Wednesday 8 May 2013

Understanding Camera Exposure in 2 minutes.

Understanding camera exposure must be one of the confusing parts to photography. Once you get your head around this seemingly complex idea, you will become more creative in your photography and set the exposure with a particular creative feel in mind. For example, tweaking the time will have a different creative impact when the shutter speed is 1/1000 sec as compared to 30sec. Also having the aperture wide open (small f-stop number like f2.4) will have a significantly different result to the image than the same shot taken with the aperture very narrow (large f-stop number like f32).

I will explain exposure settings in a way that I have not read before and I believe that it makes a difficult concept easy to understand. I will take all of 2 minutes to read and hopefully understand, so get your stop watch ready. Here  goes:

Imagine you have an empty bucket and a hose is connected to a tap and placed into the bucket. You then fill up the bucket with water. Let us imagine that the amount of water in the bucket is the exposure.

Ok, so if we want to have the same amount of water (ie exposure)  in another bucket.  If we use a wider hose we can fill the bucket up in less time, but if we have a thinner hose then it will take longer to fill the bucket up with the same amount of water.

In terms of the camera,  the water, thickness of the hose and the time the water is running through the hose is equivalent to exposure, aperture (ie the width of the hole in the lens through which light travels) and the length of time the aperture is open to let light through.

So to get the same volume of light onto the sensor we can either use a small aperture and have light running through the lens of a long time or have the aperture wide open and have the light run through it in a relatively short period of time.

How are we going so far? all good?

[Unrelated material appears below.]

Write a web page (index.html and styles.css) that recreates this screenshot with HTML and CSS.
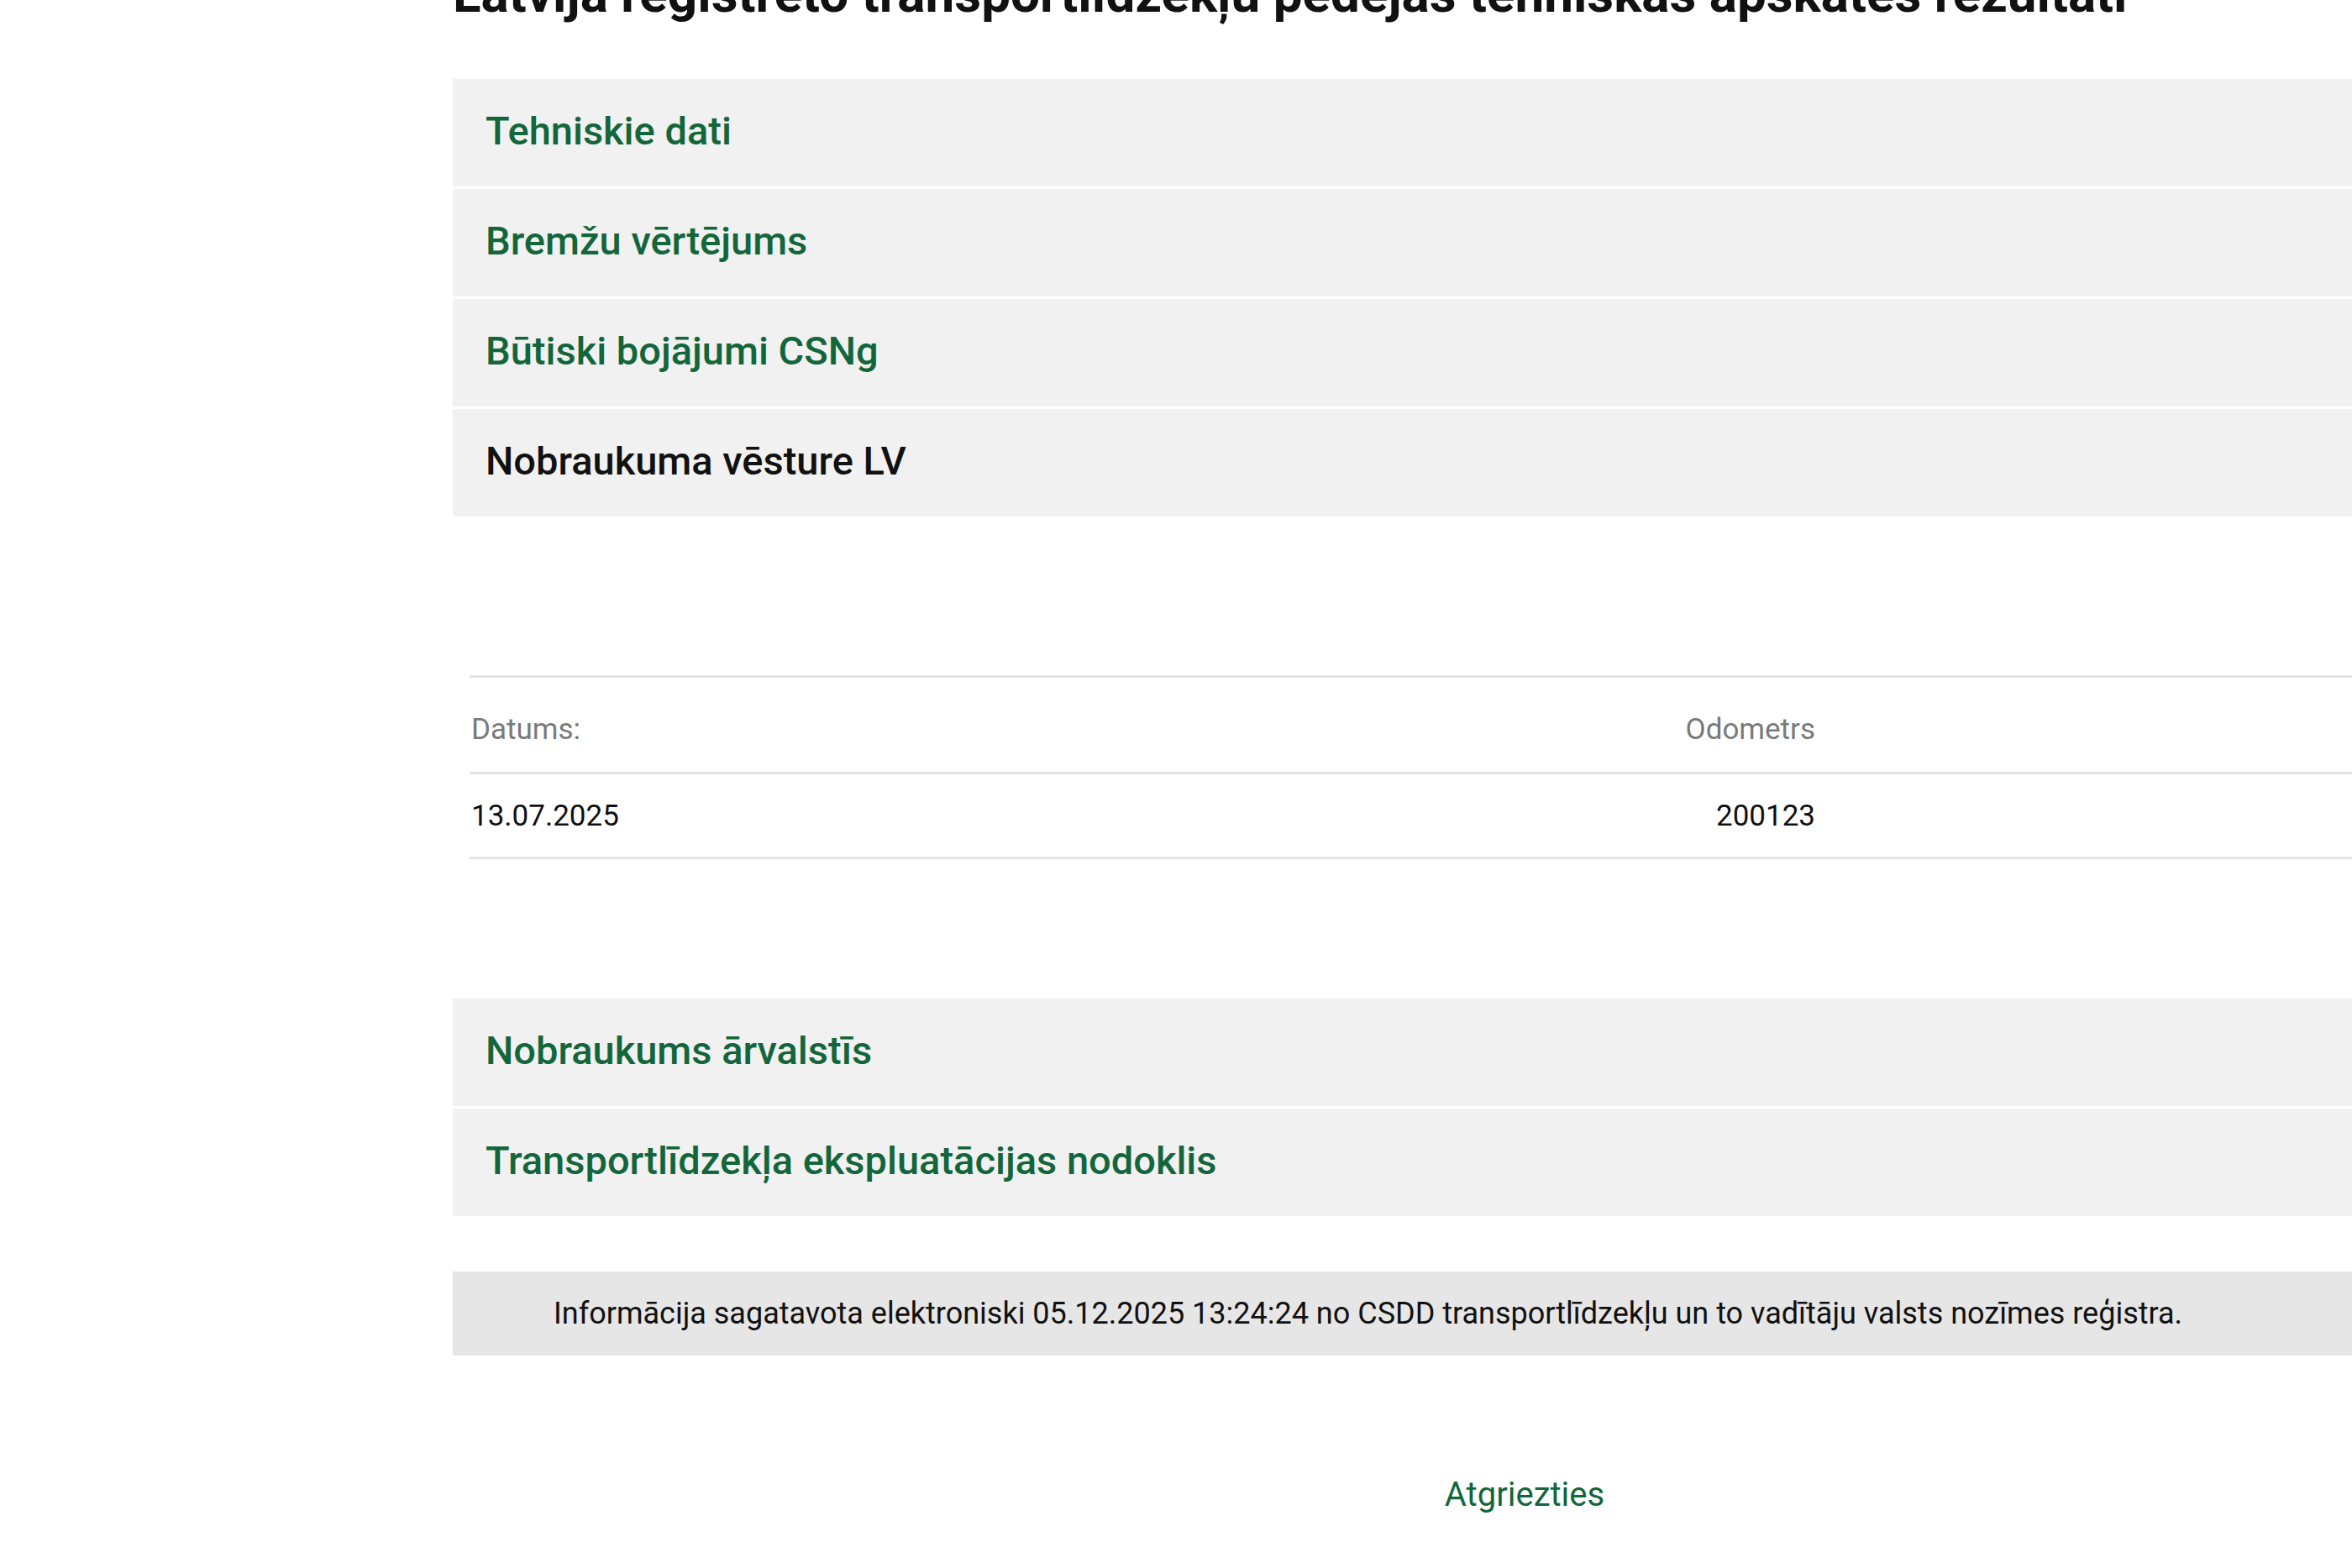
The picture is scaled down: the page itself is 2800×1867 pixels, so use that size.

Ok, we are over the hard part. All we have to mention now is how much to tweak time when I use different aperture settings. To nail this down, let us return to the bucket and hose analogy.

If it takes 60 seconds to fill the bucket with a particular width hose, then how long will it take to fill if we use a hose with twice the diameter? Not half the time but actually 1/4 of the time (since the area of the hose is as circle and doubling the width quadruples the area), so it will take 15 seconds to fill.


Here are some aperture widths that double each time and so the area is quadrupled with each change in aperture setting.

small width  aperture                           large width aperture
f32           f16          f8            f4            f2

So how can we use this information when playing with the camera? Good question. If the camera is telling you that an exposure setting of 1 sec at f4 is needed that is the volume of light (the camera thinks) is needed. This volume (ie exposure) can be generated in many different ways.

1. keep f4 and 1 sec
2. Halve the aperture width and use four times the time; ie use f8 and 4 seconds
3. Double the aperture width and use a quarter of the time; ie f2 and 1/4 sec
4. Use f16 and 16 seconds
5. use f32 and use 64 seconds.
and so on. 

A natural question would be to ask: "why bother to change these settings if they all give the same exposure ?"

Using a small aperture (ie large f-stop like f16, f29, f32) allows more of the scene to be in focus, that is the depth of field is large; whilst at the same time the length of time the sensor is exposed to the light needs to be long (to ensure we have the correct exposure). Lengthening time makes: water turn to mist, blurs sparklers we wave around at night, creates star trails. make trains blur, creates the line of lights created by car headlights at night and in general introduces motion. A cool artistic effect! Like wise if I want to capture the motion of birds in flight, a child throwing a netball, a dog catching a ball in mid air, turn water in to droplets and so on, a very short time period is needed such as 1/100, 1/500. 1/1000 depending on what is needed, and a wide open aperture (eg f4, f3.2, f2) is used to achieve the correct exposure.

Hopefully I haven't lost you, now we are in the position to previsulalise an image and decide on a particular effect.

Effect 1: image sharp and background blurred. We need the aperture wide open (f4, f2.4 etc)
Effect 2: all of the image in focus. We need the aperture narrow (f29, f32 etc)
Effect 3: create motion in the scene. We need a long exposure time ie 1/4 sec, 1/2 sec, 1 sec, 10 sec etc
Effect 4: freeze everything in the scene. We need a very short exposure time 1/500, 1/1000, 1/2000 etc

You get the idea.
Here are three steps to help you with what we have covered so far.

1. Decide on the effect you want to create (use the above as guides).
2. If the effect needs you to manipulate the aperture, turn your camera setting to the aperture priority setting (AV) and set the aperture to the desired value and the time exposure will change automatically.
3. If the effect needs you to manipulate time, turn the camera setting to the time priority (TV) and set the time to the desired value and the aperture will be changed automatically to create what the camera thinks is the correct exposure needed to render a well exposed image.

In a matter of minutes we have gone from using a camera as a point and shoot device to us being a creative visionary using a camera to produce creative images we have preconceived. Now that is cool!

I suggest you go and have fun taking shots and explore each of the four effects mentioned above. Remember that I have given general guide lines to get you going on the correct  track, so experiment, be creative and learn how to get the most out of your camera!

have fun! :-)

I'd love to hear how you got on with your creative experiments.